> **Given request**: Locate every line below that contains the word "React" and copy it.

════════════════

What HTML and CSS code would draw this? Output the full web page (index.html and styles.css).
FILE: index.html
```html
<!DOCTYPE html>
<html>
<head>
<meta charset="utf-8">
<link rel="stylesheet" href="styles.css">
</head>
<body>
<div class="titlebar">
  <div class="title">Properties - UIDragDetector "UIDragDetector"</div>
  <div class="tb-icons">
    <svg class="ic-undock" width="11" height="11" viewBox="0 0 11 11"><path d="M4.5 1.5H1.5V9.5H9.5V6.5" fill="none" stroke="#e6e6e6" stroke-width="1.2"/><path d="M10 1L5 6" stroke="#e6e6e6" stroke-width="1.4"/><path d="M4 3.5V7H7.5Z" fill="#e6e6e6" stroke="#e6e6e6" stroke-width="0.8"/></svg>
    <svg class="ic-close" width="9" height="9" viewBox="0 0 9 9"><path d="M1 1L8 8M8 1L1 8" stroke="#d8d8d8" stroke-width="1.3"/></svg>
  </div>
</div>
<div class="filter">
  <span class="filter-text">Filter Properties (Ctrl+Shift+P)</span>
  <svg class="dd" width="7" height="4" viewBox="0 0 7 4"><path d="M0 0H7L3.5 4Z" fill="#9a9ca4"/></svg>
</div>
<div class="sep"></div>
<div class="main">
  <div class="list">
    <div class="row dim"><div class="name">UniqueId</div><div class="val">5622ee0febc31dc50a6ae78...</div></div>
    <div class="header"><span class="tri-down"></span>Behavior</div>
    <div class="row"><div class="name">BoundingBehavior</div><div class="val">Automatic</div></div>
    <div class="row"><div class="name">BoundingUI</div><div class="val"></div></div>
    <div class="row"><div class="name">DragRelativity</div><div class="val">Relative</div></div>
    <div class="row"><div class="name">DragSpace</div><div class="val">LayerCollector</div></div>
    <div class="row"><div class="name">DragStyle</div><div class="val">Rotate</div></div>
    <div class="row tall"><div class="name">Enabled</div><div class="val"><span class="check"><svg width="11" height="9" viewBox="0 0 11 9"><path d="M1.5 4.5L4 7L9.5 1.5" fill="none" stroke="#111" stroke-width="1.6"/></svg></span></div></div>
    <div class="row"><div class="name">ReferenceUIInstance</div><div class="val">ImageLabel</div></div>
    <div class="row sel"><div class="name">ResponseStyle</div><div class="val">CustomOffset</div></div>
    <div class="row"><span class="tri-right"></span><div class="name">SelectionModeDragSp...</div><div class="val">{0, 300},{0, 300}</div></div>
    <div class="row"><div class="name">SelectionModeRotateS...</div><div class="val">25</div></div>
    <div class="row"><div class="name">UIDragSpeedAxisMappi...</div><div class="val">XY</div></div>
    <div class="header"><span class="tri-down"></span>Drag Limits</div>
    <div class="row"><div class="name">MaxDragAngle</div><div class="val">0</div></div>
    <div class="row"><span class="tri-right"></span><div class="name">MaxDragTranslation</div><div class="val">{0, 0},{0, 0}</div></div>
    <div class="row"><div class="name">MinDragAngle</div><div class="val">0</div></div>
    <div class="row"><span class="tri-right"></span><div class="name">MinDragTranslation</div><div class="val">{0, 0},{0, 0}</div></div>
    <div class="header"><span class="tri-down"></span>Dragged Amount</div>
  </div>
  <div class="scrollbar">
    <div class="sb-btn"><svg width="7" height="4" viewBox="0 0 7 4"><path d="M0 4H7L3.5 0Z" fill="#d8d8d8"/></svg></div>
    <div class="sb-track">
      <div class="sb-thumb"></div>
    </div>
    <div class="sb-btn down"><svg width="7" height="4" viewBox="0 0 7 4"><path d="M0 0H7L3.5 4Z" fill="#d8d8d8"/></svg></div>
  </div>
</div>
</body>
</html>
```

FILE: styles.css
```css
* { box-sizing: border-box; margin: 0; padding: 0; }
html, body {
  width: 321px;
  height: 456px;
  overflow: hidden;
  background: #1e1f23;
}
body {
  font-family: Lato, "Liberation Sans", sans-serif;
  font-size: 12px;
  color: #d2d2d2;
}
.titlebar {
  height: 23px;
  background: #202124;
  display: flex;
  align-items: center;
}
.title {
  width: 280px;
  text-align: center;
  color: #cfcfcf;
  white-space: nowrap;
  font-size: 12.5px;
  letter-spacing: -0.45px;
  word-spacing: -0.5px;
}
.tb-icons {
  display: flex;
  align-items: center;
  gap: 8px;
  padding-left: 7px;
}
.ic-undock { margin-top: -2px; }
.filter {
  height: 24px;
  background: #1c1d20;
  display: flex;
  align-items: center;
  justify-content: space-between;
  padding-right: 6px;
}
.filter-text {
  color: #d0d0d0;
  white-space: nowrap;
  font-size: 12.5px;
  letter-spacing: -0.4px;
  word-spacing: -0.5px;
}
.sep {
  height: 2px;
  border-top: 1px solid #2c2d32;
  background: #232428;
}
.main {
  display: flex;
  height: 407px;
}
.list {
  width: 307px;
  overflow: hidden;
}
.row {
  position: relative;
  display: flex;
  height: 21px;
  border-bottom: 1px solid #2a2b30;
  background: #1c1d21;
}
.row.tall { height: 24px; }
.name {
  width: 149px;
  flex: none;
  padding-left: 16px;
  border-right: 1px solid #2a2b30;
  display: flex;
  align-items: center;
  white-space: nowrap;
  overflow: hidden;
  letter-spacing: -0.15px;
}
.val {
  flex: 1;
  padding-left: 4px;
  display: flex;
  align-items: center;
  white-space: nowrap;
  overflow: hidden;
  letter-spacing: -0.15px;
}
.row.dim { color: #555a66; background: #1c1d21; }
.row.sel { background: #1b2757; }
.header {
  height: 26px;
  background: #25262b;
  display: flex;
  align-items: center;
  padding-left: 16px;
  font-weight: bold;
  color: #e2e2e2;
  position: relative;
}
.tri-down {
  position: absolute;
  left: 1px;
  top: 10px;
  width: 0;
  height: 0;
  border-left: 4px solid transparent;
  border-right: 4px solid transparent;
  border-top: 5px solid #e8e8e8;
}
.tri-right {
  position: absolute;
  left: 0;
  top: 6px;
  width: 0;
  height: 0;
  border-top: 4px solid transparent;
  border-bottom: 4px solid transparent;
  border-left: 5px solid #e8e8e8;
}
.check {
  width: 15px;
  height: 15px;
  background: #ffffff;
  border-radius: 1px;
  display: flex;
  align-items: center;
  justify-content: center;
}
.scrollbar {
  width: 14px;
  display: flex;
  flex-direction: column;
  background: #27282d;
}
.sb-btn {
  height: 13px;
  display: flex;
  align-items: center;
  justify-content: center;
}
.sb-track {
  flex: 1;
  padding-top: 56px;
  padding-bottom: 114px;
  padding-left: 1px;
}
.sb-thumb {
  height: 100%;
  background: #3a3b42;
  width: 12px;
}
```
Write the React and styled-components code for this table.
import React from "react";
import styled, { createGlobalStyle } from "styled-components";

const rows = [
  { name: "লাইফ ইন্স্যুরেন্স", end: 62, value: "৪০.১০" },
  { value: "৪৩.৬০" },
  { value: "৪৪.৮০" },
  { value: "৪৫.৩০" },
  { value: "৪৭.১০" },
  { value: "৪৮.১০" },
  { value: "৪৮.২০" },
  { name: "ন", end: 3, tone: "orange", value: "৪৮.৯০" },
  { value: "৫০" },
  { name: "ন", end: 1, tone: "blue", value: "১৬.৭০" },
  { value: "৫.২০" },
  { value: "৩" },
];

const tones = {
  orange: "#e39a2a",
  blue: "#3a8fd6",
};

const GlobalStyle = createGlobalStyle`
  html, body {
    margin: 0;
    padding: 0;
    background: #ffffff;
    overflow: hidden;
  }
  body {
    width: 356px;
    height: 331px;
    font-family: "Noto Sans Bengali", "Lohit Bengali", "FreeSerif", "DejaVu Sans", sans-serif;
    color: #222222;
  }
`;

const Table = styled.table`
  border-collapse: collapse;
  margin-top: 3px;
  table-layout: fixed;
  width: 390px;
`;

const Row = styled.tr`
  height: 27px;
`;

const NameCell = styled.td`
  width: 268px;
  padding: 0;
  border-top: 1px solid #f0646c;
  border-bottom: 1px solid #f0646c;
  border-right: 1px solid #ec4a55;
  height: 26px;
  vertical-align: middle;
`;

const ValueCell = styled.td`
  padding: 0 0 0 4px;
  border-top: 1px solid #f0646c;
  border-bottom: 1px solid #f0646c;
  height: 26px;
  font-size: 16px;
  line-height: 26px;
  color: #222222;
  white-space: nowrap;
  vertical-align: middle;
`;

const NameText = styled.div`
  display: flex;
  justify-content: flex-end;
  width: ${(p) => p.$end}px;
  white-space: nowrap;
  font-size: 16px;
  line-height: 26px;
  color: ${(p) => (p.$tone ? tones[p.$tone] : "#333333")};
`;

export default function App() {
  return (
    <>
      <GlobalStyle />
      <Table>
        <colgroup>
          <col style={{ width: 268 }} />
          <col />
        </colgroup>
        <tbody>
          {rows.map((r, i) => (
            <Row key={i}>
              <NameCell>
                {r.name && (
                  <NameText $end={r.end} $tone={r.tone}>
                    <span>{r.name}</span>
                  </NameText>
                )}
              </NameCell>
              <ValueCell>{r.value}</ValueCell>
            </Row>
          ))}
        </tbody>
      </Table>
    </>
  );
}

════════════════

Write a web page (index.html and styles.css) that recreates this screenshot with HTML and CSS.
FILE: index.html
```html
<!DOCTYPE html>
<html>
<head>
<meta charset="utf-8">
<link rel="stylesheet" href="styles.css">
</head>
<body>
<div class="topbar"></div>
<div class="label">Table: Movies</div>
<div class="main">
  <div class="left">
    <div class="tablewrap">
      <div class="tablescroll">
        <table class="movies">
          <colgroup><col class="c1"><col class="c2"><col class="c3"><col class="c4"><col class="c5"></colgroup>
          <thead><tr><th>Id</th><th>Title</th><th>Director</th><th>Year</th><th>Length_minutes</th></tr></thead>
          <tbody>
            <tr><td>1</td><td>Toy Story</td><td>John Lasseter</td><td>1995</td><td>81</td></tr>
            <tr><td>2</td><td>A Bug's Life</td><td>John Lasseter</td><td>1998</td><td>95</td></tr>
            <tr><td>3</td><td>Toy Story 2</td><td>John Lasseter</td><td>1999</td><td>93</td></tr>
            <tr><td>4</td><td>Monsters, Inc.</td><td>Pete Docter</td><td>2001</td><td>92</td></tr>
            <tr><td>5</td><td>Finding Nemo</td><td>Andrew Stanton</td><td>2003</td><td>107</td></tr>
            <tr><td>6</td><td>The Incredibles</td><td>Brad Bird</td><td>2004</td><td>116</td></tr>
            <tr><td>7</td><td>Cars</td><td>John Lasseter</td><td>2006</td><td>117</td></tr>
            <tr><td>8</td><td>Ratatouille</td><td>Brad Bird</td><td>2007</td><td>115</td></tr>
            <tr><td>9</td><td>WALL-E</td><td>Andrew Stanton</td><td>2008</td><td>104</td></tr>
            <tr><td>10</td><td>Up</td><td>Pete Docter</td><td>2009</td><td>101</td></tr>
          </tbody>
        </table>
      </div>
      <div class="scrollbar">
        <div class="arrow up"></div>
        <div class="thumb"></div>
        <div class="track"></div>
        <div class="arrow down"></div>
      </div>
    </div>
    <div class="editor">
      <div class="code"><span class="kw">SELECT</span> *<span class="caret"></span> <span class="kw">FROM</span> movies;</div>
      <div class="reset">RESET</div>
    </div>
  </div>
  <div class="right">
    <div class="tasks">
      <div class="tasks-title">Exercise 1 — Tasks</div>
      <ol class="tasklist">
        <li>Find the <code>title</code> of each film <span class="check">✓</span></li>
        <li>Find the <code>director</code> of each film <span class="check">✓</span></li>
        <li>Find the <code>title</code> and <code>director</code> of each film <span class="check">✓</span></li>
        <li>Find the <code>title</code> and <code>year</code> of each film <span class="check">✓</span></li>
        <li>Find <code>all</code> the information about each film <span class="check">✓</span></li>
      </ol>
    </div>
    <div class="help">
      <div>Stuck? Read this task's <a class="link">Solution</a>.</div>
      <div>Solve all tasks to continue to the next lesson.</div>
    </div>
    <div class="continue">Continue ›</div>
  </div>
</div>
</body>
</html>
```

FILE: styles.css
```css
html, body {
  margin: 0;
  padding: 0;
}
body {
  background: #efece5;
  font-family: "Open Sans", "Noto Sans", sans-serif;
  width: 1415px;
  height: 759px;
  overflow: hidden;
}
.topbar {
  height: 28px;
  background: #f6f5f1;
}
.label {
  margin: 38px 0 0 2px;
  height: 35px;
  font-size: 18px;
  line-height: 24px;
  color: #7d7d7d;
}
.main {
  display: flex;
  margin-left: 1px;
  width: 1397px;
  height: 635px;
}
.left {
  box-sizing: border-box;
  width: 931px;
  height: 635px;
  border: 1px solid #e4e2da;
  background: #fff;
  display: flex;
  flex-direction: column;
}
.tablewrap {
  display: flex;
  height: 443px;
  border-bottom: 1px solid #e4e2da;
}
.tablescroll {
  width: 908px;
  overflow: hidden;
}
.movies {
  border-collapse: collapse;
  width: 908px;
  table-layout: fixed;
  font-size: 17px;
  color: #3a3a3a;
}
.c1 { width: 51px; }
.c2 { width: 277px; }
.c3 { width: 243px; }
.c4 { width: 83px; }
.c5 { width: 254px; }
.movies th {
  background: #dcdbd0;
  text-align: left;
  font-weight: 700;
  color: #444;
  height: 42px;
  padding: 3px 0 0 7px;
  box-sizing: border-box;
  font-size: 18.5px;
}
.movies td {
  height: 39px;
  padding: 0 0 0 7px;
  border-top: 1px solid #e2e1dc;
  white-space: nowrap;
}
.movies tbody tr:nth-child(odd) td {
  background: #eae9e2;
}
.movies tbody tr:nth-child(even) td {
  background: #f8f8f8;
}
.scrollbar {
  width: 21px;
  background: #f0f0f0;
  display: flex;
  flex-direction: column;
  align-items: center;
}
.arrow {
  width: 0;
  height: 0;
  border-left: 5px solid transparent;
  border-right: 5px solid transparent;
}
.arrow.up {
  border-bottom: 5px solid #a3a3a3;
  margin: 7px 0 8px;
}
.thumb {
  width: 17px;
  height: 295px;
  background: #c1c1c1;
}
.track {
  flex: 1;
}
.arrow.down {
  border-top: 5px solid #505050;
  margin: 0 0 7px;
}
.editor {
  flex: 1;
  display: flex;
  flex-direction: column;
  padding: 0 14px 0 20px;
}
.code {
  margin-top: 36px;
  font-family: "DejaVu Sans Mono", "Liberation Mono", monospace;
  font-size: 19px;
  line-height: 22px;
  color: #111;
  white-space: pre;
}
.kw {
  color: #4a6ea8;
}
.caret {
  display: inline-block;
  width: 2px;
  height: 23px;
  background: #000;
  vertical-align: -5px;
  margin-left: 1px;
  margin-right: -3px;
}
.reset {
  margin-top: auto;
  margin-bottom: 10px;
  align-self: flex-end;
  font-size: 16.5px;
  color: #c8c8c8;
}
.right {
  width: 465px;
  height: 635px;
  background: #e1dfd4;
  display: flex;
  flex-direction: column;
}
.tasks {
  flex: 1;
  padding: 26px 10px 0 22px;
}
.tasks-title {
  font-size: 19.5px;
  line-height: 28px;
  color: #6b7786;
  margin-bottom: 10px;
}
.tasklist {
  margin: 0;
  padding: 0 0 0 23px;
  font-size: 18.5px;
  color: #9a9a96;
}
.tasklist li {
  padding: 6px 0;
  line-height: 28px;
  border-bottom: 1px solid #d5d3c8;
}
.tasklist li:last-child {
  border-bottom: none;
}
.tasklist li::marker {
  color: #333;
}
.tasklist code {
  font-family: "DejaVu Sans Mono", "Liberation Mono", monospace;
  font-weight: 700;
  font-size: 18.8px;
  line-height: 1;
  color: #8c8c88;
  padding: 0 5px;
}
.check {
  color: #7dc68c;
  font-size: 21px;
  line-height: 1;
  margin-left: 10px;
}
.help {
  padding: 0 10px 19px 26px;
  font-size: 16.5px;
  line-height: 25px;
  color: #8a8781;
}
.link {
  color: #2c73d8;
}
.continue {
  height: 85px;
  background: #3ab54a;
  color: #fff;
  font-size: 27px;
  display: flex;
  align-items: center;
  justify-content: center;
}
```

════════════════

> **Exercise result**:
Write the React and styled-components code for this table.
import React from "react";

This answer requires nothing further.